## START
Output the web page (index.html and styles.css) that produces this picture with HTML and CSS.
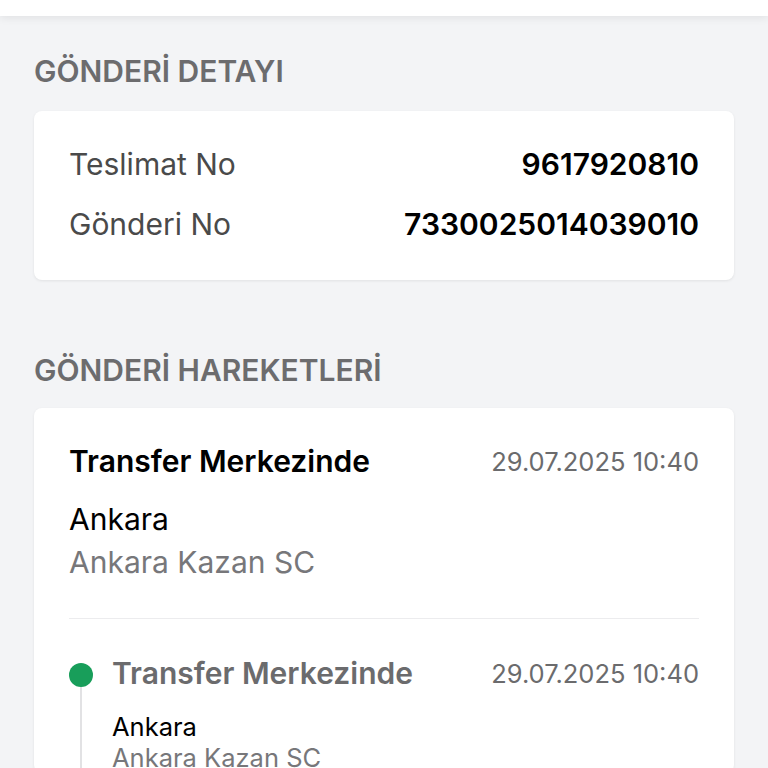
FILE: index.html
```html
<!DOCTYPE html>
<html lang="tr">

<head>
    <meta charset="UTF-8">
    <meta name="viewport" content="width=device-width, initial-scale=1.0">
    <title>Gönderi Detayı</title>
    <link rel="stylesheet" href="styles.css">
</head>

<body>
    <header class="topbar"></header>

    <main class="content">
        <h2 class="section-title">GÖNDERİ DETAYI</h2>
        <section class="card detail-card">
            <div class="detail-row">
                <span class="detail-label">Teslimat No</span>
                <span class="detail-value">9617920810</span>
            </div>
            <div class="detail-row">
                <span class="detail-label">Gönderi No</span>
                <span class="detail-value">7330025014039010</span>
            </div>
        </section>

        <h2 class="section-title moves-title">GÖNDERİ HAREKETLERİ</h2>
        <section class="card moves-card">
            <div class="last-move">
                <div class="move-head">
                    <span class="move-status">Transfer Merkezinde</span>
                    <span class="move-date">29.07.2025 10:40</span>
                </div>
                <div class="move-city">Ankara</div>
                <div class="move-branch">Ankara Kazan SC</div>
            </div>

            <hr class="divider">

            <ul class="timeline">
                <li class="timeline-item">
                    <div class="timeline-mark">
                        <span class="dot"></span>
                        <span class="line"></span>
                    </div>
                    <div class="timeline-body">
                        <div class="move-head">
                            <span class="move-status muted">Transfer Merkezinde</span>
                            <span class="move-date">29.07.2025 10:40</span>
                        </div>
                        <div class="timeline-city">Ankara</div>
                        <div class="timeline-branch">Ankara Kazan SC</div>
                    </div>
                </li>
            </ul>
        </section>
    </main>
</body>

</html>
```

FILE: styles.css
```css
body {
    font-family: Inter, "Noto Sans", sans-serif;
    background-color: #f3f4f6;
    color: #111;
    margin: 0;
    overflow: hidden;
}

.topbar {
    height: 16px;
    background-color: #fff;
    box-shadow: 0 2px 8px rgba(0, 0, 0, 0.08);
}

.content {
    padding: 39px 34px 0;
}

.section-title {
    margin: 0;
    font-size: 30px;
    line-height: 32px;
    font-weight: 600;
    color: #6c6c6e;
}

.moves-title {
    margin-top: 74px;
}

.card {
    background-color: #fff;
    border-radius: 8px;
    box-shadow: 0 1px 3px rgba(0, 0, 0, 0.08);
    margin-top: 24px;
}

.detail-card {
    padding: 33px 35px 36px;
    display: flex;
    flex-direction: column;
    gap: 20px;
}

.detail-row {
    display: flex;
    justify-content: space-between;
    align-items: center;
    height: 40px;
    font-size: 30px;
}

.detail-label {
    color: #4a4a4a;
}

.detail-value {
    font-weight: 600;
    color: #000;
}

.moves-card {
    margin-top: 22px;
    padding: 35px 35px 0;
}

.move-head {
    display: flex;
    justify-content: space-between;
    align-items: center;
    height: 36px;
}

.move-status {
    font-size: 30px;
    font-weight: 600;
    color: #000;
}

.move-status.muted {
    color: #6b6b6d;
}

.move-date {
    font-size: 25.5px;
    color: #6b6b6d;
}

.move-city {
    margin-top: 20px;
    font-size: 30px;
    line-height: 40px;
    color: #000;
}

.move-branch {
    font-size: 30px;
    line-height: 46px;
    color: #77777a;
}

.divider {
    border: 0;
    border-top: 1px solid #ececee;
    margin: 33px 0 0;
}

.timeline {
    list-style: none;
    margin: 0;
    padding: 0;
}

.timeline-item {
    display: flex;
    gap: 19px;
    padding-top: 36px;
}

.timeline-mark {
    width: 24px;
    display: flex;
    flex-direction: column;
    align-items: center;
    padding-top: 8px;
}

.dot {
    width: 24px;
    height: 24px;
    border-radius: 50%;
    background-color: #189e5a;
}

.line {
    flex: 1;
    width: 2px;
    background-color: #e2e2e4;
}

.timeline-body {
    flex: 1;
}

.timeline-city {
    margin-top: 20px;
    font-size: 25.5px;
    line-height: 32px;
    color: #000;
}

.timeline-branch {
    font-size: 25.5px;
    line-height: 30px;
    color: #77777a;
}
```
## END
## START
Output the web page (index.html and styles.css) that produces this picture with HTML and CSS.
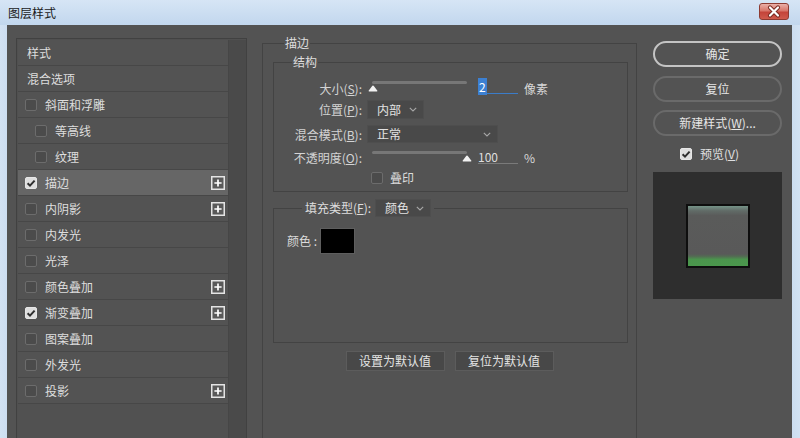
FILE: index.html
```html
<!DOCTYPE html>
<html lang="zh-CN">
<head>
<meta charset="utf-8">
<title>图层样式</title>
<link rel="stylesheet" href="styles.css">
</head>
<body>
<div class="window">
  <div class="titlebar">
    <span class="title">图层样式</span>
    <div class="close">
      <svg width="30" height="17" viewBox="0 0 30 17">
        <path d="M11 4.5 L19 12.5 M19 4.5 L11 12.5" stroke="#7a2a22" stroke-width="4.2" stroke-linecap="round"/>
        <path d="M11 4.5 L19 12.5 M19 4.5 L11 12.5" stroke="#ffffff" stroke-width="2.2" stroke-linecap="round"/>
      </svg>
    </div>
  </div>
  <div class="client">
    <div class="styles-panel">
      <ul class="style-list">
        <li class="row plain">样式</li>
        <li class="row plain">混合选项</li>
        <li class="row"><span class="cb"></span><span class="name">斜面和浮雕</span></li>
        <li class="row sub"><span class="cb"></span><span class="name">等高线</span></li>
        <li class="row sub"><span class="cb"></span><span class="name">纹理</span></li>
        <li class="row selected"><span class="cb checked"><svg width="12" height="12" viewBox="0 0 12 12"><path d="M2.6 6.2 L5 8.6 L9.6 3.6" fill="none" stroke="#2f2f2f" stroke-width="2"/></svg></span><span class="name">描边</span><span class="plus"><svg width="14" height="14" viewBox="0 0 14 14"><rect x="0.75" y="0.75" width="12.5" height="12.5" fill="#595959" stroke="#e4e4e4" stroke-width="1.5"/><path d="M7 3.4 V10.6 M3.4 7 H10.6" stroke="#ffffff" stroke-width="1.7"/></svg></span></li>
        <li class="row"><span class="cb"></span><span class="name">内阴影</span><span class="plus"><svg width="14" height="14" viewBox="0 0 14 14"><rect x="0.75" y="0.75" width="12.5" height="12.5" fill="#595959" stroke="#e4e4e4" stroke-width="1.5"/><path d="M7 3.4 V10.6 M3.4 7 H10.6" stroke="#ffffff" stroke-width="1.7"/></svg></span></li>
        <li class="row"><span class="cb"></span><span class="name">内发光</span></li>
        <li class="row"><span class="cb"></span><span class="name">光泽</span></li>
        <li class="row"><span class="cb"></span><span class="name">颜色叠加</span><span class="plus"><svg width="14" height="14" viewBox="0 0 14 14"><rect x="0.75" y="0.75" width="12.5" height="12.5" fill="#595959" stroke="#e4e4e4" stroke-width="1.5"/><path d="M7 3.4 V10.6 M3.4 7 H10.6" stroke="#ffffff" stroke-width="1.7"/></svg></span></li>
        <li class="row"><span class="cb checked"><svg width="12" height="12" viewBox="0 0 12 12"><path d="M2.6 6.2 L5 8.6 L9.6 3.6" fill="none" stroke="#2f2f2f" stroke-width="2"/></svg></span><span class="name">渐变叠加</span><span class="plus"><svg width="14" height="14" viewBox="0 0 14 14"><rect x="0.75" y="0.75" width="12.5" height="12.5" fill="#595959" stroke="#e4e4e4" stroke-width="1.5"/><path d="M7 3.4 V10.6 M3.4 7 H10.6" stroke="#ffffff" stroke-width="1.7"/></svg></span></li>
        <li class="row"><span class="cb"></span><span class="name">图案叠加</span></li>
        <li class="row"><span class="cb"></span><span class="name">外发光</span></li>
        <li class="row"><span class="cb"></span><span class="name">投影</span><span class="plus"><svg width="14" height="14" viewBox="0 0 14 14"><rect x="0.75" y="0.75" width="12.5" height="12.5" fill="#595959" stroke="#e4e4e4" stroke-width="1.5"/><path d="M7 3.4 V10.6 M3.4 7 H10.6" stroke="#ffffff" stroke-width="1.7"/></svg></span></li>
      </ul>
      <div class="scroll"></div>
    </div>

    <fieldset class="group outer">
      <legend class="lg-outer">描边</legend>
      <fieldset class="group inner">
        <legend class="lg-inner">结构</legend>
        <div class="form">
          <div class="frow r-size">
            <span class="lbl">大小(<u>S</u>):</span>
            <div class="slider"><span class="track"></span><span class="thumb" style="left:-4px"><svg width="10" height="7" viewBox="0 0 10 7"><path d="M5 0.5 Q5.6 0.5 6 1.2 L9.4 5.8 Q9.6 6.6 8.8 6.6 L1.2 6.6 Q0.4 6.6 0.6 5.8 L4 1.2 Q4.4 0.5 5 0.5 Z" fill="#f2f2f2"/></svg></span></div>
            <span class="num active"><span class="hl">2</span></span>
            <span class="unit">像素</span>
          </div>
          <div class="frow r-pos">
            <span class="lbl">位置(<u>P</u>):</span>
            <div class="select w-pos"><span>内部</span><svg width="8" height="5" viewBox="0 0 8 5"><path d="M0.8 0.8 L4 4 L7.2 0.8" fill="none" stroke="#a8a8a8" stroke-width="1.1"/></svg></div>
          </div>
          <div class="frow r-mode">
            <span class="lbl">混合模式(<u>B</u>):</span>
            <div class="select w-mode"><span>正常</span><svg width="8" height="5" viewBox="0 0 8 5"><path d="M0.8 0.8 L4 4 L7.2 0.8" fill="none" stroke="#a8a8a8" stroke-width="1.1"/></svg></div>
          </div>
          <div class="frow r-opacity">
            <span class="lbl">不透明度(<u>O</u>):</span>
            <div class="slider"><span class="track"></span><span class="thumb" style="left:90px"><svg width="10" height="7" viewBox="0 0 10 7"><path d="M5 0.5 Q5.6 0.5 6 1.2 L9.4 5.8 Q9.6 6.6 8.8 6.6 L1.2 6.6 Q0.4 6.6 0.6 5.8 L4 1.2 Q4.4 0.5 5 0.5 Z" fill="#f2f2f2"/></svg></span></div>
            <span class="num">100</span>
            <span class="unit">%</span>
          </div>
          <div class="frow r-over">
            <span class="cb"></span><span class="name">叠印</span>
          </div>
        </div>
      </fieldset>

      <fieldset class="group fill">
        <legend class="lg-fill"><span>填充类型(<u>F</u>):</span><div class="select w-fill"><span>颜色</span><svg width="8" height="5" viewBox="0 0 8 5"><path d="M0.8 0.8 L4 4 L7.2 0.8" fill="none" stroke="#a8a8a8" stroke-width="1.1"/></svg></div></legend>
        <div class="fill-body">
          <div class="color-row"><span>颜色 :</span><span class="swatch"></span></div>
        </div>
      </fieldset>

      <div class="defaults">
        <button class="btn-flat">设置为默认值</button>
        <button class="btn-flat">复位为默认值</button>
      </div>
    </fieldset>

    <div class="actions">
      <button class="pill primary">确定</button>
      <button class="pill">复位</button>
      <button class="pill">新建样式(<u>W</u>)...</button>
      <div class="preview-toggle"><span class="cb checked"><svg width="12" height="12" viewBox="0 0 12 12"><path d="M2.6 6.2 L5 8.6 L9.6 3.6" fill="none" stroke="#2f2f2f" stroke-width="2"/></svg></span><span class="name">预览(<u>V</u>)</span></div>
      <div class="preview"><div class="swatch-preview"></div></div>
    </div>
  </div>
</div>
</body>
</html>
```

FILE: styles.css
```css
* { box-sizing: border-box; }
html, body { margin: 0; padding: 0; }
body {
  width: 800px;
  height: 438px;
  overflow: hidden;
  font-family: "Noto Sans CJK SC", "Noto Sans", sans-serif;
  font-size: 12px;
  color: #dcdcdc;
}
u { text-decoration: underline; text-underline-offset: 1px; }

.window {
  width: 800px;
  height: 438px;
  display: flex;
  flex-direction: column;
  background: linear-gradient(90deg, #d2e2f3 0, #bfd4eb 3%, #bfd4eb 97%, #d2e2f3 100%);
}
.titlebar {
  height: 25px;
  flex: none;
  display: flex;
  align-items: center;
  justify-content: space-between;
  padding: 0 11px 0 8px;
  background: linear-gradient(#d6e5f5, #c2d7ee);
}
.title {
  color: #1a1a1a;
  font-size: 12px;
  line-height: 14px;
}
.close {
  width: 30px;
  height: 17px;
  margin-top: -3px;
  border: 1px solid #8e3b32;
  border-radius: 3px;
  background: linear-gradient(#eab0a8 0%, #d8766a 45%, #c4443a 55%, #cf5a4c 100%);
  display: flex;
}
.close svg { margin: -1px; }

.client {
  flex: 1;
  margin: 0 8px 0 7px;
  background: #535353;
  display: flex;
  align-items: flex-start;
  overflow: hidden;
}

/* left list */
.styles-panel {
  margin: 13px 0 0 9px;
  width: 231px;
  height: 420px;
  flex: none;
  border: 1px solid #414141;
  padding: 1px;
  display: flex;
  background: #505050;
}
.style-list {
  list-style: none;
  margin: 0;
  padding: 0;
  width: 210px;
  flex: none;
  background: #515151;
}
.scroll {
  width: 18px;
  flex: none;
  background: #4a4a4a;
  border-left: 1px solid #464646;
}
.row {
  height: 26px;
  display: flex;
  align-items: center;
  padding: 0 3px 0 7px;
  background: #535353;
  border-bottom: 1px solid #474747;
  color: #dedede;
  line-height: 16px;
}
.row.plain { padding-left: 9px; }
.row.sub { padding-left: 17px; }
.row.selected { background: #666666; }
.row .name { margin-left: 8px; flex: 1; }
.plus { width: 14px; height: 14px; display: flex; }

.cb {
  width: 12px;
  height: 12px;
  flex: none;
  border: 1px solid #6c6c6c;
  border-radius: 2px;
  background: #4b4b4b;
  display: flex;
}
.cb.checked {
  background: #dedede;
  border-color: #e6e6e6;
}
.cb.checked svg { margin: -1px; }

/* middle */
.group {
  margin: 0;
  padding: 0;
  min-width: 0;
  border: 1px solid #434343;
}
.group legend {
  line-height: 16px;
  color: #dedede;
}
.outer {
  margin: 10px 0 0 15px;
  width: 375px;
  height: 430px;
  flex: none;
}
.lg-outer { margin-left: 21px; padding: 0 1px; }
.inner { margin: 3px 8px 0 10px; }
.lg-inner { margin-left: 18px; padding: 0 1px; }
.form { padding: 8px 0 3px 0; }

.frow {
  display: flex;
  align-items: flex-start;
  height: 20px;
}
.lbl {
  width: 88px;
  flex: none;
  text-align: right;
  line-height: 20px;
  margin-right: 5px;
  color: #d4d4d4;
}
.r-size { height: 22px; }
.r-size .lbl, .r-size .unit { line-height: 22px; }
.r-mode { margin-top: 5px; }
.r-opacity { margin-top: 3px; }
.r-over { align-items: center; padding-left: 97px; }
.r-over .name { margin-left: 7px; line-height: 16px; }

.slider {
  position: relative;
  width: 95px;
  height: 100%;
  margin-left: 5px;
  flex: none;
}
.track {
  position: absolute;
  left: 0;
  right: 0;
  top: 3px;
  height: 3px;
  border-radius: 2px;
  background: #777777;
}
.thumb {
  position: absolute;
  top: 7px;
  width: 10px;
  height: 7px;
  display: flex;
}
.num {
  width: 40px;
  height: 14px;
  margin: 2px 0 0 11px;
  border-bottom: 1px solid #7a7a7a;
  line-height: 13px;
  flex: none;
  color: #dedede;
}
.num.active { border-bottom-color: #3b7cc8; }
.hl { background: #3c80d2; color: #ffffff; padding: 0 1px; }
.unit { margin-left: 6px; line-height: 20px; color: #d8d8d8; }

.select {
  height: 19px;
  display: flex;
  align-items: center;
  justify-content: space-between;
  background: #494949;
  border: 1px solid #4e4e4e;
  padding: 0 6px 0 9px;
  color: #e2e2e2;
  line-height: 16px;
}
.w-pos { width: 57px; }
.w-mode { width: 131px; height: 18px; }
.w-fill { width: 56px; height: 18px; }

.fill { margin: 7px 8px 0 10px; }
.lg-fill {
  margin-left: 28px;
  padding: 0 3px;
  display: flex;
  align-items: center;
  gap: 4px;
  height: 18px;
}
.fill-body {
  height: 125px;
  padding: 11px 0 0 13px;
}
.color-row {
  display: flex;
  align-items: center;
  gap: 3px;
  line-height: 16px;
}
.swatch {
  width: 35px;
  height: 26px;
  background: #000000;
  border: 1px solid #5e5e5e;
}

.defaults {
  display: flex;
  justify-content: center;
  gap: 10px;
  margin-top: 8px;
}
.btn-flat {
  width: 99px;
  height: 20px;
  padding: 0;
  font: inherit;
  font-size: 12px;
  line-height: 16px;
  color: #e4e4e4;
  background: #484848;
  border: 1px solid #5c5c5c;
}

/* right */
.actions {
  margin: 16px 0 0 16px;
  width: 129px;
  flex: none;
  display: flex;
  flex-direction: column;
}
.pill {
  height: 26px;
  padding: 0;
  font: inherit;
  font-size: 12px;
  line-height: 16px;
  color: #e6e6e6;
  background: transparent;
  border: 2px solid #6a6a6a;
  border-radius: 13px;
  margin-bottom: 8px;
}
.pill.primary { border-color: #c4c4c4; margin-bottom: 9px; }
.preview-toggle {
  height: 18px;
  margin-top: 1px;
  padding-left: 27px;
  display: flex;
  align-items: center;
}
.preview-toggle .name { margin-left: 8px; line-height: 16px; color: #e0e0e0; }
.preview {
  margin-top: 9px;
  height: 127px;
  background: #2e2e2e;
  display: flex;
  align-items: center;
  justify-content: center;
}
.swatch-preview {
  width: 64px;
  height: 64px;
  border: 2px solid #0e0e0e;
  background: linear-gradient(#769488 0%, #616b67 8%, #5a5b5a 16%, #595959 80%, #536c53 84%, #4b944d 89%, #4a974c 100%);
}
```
## END
### [WHAT YOU NEED TO DO]
Filter the records above for "styles" and copy every matching line.

### [SOLUTION TO THIS PROBLEM]
Output the web page (index.html and styles.css) that produces this picture with HTML and CSS.
    <link rel="stylesheet" href="styles.css">
FILE: styles.css
Output the web page (index.html and styles.css) that produces this picture with HTML and CSS.
<link rel="stylesheet" href="styles.css">
    <div class="styles-panel">
FILE: styles.css
.styles-panel {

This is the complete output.